The National Transportation Safety Board reportedly ejected Tesla from its probe into circumstances of the autopilot accident that claimed the life of Walter Huang.
Elon Musk’s smart car manufacturing company has been officially removed from the investigation into the fatal crash. In a statement by a Tesla spokesperson, the company blamed Huang himself for his death, saying that while they “empathize” with the Huang family, the impression that the company’s cars are not safe is “false” and that “the reason that other families are not on TV is because their loved ones are still alive.”
This statement fell afoul of NTSB protocols, prompting the company’s removal from the investigations over a call directly from NTSB Chairman Robert Sumwalt to Elon Musk himself, described by a Bloomberg source as “tense.” The billionaire entrepreneur was, as you might expect, very unhappy with the decision.
In a statement of their own, Tesla denied reports of the nature of the call, as well as their removal from the investigation. “Tesla withdrew from the party agreement with the NTSB because it requires that we not release information about Autopilot to the public, a requirement which we believe fundamentally affects public safety negatively,” the companyclaimed. “We believe in transparency, so an agreement that prevents public release of information for over a year is unacceptable.” Further, Tesla claimed that “the characterization of the call as relayed to Bloomberg is false.”
But the denials ring false in the ears of forming Managing Director of the NTSB, Peter Goelz, who now works as a Senior Vice President in the Washington lobbying firm O’Neill & Associates.

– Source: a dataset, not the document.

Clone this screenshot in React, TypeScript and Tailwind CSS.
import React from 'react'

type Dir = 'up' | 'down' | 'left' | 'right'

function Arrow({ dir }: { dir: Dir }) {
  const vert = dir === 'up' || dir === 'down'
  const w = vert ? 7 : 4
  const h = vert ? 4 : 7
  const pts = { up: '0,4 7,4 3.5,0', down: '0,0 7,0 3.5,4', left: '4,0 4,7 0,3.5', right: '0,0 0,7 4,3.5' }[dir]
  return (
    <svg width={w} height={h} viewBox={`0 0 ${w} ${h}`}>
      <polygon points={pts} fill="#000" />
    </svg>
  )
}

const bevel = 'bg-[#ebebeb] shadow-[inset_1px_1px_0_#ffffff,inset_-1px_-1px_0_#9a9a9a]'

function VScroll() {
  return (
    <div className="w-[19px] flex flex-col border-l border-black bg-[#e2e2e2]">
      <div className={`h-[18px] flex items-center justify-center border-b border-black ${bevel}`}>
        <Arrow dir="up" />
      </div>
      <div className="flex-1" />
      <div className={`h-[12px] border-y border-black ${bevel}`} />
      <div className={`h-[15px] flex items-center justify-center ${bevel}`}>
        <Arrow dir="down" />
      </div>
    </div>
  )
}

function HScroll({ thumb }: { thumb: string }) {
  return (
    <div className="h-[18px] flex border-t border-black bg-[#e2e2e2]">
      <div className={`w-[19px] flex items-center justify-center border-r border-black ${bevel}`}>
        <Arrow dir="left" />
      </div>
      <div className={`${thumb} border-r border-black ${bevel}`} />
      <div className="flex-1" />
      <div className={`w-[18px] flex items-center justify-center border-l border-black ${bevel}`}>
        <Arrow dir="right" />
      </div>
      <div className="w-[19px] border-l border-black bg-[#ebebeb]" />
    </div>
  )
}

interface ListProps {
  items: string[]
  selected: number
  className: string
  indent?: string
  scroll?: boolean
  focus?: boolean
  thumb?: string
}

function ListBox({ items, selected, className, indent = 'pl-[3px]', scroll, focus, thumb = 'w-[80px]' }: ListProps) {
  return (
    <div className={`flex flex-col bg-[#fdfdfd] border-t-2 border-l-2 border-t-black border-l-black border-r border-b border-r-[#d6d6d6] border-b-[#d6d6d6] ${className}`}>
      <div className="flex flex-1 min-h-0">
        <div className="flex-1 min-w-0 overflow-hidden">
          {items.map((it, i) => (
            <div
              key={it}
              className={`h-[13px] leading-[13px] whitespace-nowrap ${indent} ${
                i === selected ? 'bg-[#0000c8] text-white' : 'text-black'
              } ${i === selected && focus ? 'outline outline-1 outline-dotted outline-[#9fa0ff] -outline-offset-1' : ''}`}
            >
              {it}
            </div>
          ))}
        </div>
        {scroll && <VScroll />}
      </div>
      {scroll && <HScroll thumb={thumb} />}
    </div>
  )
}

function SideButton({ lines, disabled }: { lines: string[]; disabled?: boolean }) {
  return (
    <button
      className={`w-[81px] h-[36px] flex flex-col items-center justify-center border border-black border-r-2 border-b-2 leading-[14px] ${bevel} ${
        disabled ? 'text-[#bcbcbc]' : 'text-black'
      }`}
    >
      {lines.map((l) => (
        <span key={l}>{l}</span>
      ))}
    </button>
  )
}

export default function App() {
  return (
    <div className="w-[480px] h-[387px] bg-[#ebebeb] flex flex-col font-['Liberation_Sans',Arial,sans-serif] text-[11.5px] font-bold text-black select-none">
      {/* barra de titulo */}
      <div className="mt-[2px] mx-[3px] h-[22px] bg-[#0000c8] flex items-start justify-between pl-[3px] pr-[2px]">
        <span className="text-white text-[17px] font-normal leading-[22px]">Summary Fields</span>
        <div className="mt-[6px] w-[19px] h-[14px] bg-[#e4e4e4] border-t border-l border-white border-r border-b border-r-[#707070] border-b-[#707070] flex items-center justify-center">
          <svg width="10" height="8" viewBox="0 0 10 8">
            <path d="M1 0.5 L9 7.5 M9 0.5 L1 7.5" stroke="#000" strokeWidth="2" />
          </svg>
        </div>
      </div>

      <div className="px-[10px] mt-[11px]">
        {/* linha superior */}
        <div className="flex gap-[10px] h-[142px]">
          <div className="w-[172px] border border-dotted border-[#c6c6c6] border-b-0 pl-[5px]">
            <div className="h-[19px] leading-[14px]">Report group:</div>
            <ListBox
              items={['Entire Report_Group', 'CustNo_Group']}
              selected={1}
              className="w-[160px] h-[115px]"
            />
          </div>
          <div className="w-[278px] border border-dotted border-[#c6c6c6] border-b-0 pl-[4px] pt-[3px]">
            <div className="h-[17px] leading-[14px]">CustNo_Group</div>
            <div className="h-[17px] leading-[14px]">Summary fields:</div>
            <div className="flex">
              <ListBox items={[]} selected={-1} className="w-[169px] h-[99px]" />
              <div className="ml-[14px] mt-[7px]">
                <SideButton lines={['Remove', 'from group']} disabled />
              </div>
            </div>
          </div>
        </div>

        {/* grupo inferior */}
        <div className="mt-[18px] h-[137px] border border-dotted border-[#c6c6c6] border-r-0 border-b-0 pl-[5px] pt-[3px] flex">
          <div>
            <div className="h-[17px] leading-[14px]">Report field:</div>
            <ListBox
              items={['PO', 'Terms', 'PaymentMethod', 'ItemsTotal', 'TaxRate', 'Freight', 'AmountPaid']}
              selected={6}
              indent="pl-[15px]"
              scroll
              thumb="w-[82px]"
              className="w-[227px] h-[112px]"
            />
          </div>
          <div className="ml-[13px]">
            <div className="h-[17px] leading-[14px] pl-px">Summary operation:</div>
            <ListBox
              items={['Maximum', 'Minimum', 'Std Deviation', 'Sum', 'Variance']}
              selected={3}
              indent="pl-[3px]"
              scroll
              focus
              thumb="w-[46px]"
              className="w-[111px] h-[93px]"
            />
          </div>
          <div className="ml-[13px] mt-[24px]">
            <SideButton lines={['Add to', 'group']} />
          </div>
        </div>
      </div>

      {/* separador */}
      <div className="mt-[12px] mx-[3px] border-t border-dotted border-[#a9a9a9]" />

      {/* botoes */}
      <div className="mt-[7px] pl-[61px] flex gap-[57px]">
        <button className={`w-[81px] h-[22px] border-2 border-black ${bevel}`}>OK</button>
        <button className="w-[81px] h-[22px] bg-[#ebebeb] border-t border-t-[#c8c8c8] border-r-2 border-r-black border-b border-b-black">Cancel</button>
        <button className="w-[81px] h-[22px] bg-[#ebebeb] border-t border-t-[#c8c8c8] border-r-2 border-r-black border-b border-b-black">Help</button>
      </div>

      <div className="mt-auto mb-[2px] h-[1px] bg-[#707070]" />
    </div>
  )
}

He said that “by removing yourself from the process, you’re really taking yourself out of play in a critical element of the investigation.” To him, Tesla’s reasoning makes little sense. If they indeed chose to separate themselves, “it will by no means stop the investigation, and it will by no means hinder the investigation.”
“The NTSB is a trusted investigatory agency. Their processes can be challenging and frustrating but they are ultimately fair,” Goelz told Bloomberg via phone conversation. “Mr. Musk and his company, and frankly the future of autonomous vehicles, would have been better served had they followed the rules and continued to participate fully in the investigation.”